• AIM OF THE TASK: Pull each line containing "components" out of the data and copy it.

=====

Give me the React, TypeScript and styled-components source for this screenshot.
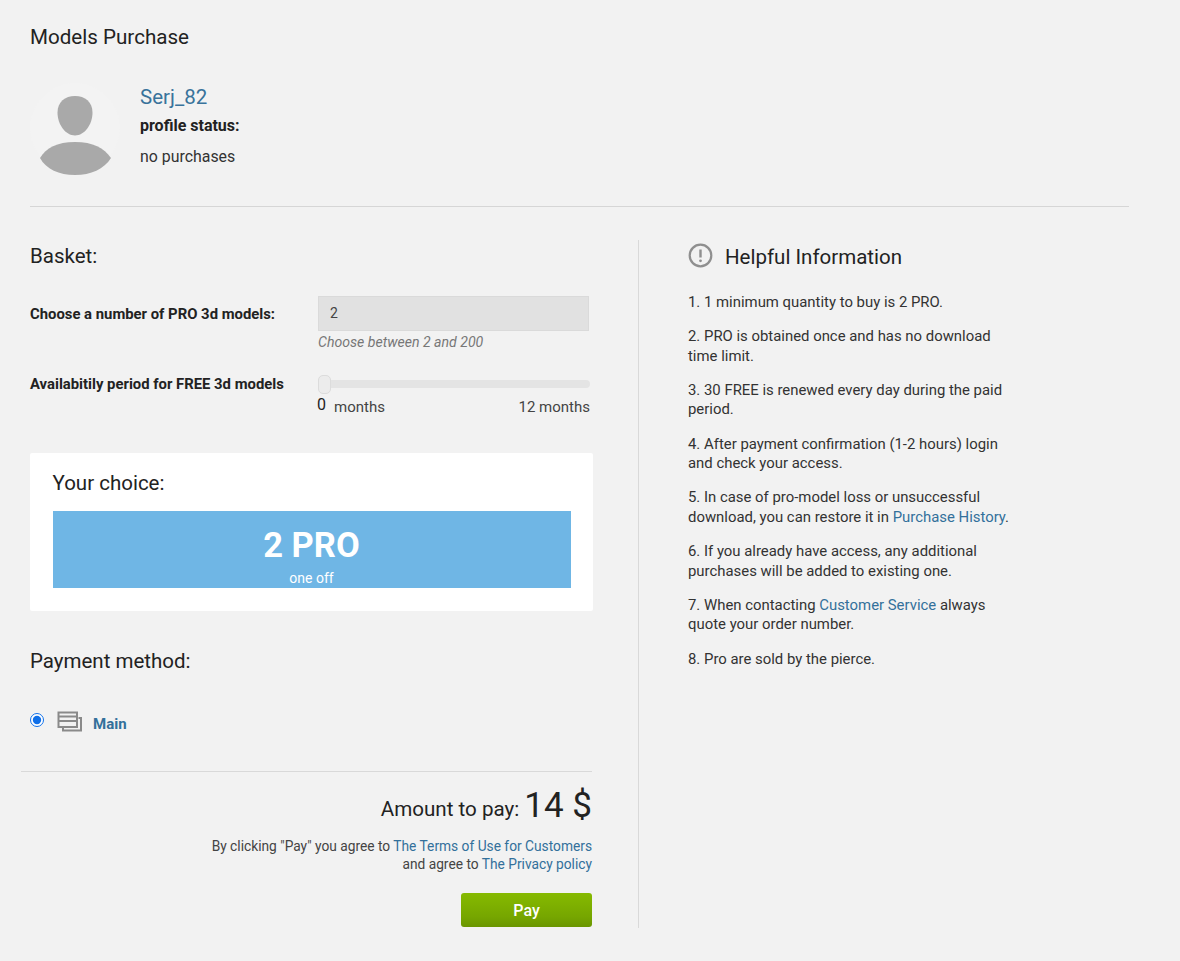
import React from 'react';
import styled, { createGlobalStyle } from 'styled-components';

const GlobalStyle = createGlobalStyle`
  html, body {
    margin: 0;
    padding: 0;
    background: #f2f2f2;
    color: #222;
    font-family: Roboto, "Liberation Sans", sans-serif;
  }
`;

const Page = styled.div`
  width: 1180px;
  height: 961px;
  box-sizing: border-box;
  padding: 24px 51px 0 30px;
  overflow: hidden;
`;

const PageTitle = styled.h1`
  margin: 0;
  font-size: 20.6px;
  line-height: 26px;
  font-weight: 400;
  color: #222;
`;

const Profile = styled.div`
  display: flex;
  gap: 20px;
  margin-top: 33px;
  height: 102px;
  border-bottom: 1px solid #d6d6d6;
  padding-bottom: 21px;
`;

const Avatar = styled.div`
  width: 90px;
  height: 90px;
  border-radius: 50%;
  background: #f3f3f3;
  flex: none;
  svg { display: block; overflow: visible; }
`;

const ProfileInfo = styled.div`
  display: flex;
  flex-direction: column;
  padding-top: 1px;
`;

const UserName = styled.a`
  font-size: 20.5px;
  line-height: 26px;
  color: #39739b;
`;

const StatusLabel = styled.b`
  font-size: 16px;
  line-height: 18px;
  margin-top: 7px;
  font-weight: 700;
`;

const StatusValue = styled.span`
  font-size: 15.9px;
  line-height: 18px;
  margin-top: 13px;
  color: #333;
`;

const Columns = styled.div`
  display: flex;
  margin-top: 33px;
`;

const LeftColumn = styled.section`
  width: 563px;
  flex: none;
  padding-top: 3px;
`;

const RightColumn = styled.section`
  margin-left: 45px;
  padding-left: 49px;
  border-left: 1px solid #d9d9d9;
  height: 688px;
  box-sizing: border-box;
`;

const SectionTitle = styled.h2`
  margin: 0;
  font-size: 20.5px;
  line-height: 26px;
  font-weight: 400;
  color: #222;
`;

const FormRow = styled.div<{ $top: number }>`
  display: flex;
  margin-top: ${(p) => p.$top}px;
`;

const FieldLabel = styled.label<{ $offset: number }>`
  width: 288px;
  flex: none;
  padding-top: ${(p) => p.$offset}px;
  font-size: 14.85px;
  font-weight: 700;
  line-height: 18px;
`;

const FieldBody = styled.div`
  width: 272px;
`;

const NumberBox = styled.div`
  height: 35px;
  width: 271px;
  box-sizing: border-box;
  background: #e1e1e1;
  border: 1px solid #dadada;
  padding-left: 11px;
  font-size: 14px;
  line-height: 33px;
  color: #444;
`;

const Hint = styled.div`
  margin-top: 2px;
  font-size: 14.1px;
  line-height: 18px;
  font-style: italic;
  color: #777;
`;

const SliderTrack = styled.div`
  position: relative;
  height: 8px;
  margin-top: 5px;
  border-radius: 4px;
  background: #e4e4e4;
`;

const SliderThumb = styled.div`
  position: absolute;
  left: 0;
  top: -5px;
  width: 13px;
  height: 19px;
  box-sizing: border-box;
  border: 1px solid #dcdcdc;
  border-radius: 5px;
  background: #ececec;
`;

const SliderScale = styled.div`
  display: flex;
  align-items: flex-start;
  margin-top: 9px;
  font-size: 15px;
  line-height: 20px;
  color: #444;
`;

const SliderZero = styled.span`
  color: #222;
  width: 17px;
  margin: -2px 0 0 -1px;
  font-size: 16px;
`;

const SliderMax = styled.span`
  margin-left: auto;
`;

const ChoiceCard = styled.div`
  margin-top: 36px;
  background: #fff;
  border-radius: 2px;
  padding: 17px 22.5px 23px 22.5px;
  height: 158px;
  box-sizing: border-box;
`;

const ChoiceBanner = styled.div`
  margin-top: 15px;
  height: 77px;
  background: #6fb6e5;
  color: #fff;
  text-align: center;
  padding-top: 14px;
  box-sizing: border-box;
`;

const ChoiceAmount = styled.div`
  font-size: 34.5px;
  line-height: 40px;
  font-weight: 700;
`;

const ChoiceNote = styled.div`
  font-size: 14px;
  line-height: 18px;
  margin-top: 4px;
  font-weight: 400;
`;

const PaymentTitle = styled(SectionTitle)`
  margin-top: 37px;
`;

const PaymentOption = styled.div`
  display: flex;
  align-items: center;
  margin-top: 37px;
  height: 26px;
`;

const Radio = styled.input`
  width: 14px;
  height: 14px;
  margin: 0 0 8px 0;
  accent-color: #0f6fe8;
  flex: none;
`;

const CardIcon = styled.svg`
  margin: 0 0 2px 13px;
  flex: none;
`;

const MethodName = styled.a`
  margin-left: 10px;
  font-size: 15px;
  font-weight: 700;
  color: #33709b;
`;

const Checkout = styled.div`
  margin: 34px 0 0 -9px;
  width: 571px;
  border-top: 1px solid #d9d9d9;
  text-align: right;
`;

const AmountLine = styled.div`
  margin-top: 10px;
  display: flex;
  justify-content: flex-end;
  align-items: baseline;
  gap: 5px;
  font-size: 20.6px;
  line-height: 46px;
  height: 46px;
`;

const AmountValue = styled.span`
  font-size: 35px;
  transform: translateY(1px);
`;

const Terms = styled.p`
  margin: 9px 0 0;
  font-size: 13.75px;
  line-height: 18px;
  color: #444;
`;

const TextLink = styled.a`
  color: #33709b;
`;

const PayButton = styled.button`
  display: block;
  margin: 20px 0 0 auto;
  width: 131px;
  height: 34px;
  border: 0;
  border-radius: 3px;
  background: linear-gradient(#86ba00, #76a600 70%, #6a9600);
  color: #fff;
  font: 500 16px Roboto, sans-serif;
`;

const InfoHeader = styled.div`
  display: flex;
  align-items: center;
  gap: 12px;
`;

const InfoTitle = styled.h2`
  margin: 3px 0 0;
  font-size: 20.5px;
  line-height: 28px;
  font-weight: 400;
  color: #222;
`;

const InfoList = styled.div`
  margin-top: 22px;
  width: 330px;
`;

const InfoItem = styled.p`
  margin: 0 0 14.9px;
  font-size: 14.9px;
  line-height: 19.4px;
  color: #333;
`;

const items: React.ReactNode[] = [
  '1. 1 minimum quantity to buy is 2 PRO.',
  '2. PRO is obtained once and has no download time limit.',
  '3. 30 FREE is renewed every day during the paid period.',
  '4. After payment confirmation (1-2 hours) login and check your access.',
  <>
    5. In case of pro-model loss or unsuccessful download, you can restore it in{' '}
    <TextLink>Purchase History</TextLink>.
  </>,
  '6. If you already have access, any additional purchases will be added to existing one.',
  <>
    7. When contacting <TextLink>Customer Service</TextLink> always quote your order number.
  </>,
  '8. Pro are sold by the pierce.',
];

const App: React.FC = () => (
  <Page>
    <GlobalStyle />
    <PageTitle>Models Purchase</PageTitle>

    <Profile>
      <Avatar>
        <svg width="90" height="94" viewBox="0 0 90 94">
          <path d="M45 13c10 0 17.500 6 17.500 16.500 0 12-8 23-17.500 23s-17.500-11-17.500-23C27.500 19 35 13 45 13z" fill="#a9a9a9" />
          <path d="M45 59c18 0 29 6 36 16-7 11-20 17-36 17S16 86 10 75c6-10 17-16 35-16z" fill="#a9a9a9" />
        </svg>
      </Avatar>
      <ProfileInfo>
        <UserName>Serj_82</UserName>
        <StatusLabel>profile status:</StatusLabel>
        <StatusValue>no purchases</StatusValue>
      </ProfileInfo>
    </Profile>

    <Columns>
      <LeftColumn>
        <SectionTitle>Basket:</SectionTitle>

        <FormRow $top={27}>
          <FieldLabel $offset={9}>Choose a number of PRO 3d models:</FieldLabel>
          <FieldBody>
            <NumberBox>2</NumberBox>
            <Hint>Choose between 2 and 200</Hint>
          </FieldBody>
        </FormRow>

        <FormRow $top={24}>
          <FieldLabel $offset={0}>Availabitily period for FREE 3d models</FieldLabel>
          <FieldBody>
            <SliderTrack>
              <SliderThumb />
            </SliderTrack>
            <SliderScale>
              <SliderZero>0</SliderZero>
              <span>months</span>
              <SliderMax>12 months</SliderMax>
            </SliderScale>
          </FieldBody>
        </FormRow>

        <ChoiceCard>
          <SectionTitle>Your choice:</SectionTitle>
          <ChoiceBanner>
            <ChoiceAmount>2 PRO</ChoiceAmount>
            <ChoiceNote>one off</ChoiceNote>
          </ChoiceBanner>
        </ChoiceCard>

        <PaymentTitle>Payment method:</PaymentTitle>
        <PaymentOption>
          <Radio type="radio" defaultChecked readOnly />
          <CardIcon width="26" height="24" viewBox="0 0 26 24" fill="none" stroke="#8a8a8a" strokeWidth="2">
            <rect x="1.500" y="1.500" width="18.500" height="14.500" />
            <path d="M1.500 5.500h18.500M1.500 10h18.500" />
            <path d="M6 16.500v3h18V7h-2.500" />
          </CardIcon>
          <MethodName>Main</MethodName>
        </PaymentOption>

        <Checkout>
          <AmountLine>
            Amount to pay: <AmountValue>14 $</AmountValue>
          </AmountLine>
          <Terms>
            By clicking "Pay" you agree to <TextLink>The Terms of Use for Customers</TextLink>
            <br />
            and agree to <TextLink>The Privacy policy</TextLink>
          </Terms>
          <PayButton>Pay</PayButton>
        </Checkout>
      </LeftColumn>

      <RightColumn>
        <InfoHeader>
          <svg width="25" height="25" viewBox="0 0 25 25" fill="none">
            <circle cx="12.500" cy="12.500" r="10.800" stroke="#8f8f8f" strokeWidth="2.200" />
            <path d="M12.500 6.500v8" stroke="#8f8f8f" strokeWidth="2.400" />
            <circle cx="12.500" cy="17.800" r="1.400" fill="#8f8f8f" />
          </svg>
          <InfoTitle>Helpful Information</InfoTitle>
        </InfoHeader>
        <InfoList>
          {items.map((item, i) => (
            <InfoItem key={i}>{item}</InfoItem>
          ))}
        </InfoList>
      </RightColumn>
    </Columns>
  </Page>
);

export default App;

=====

• EXERCISE ANSWER:
Give me the React, TypeScript and styled-components source for this screenshot.
import styled, { createGlobalStyle } from 'styled-components';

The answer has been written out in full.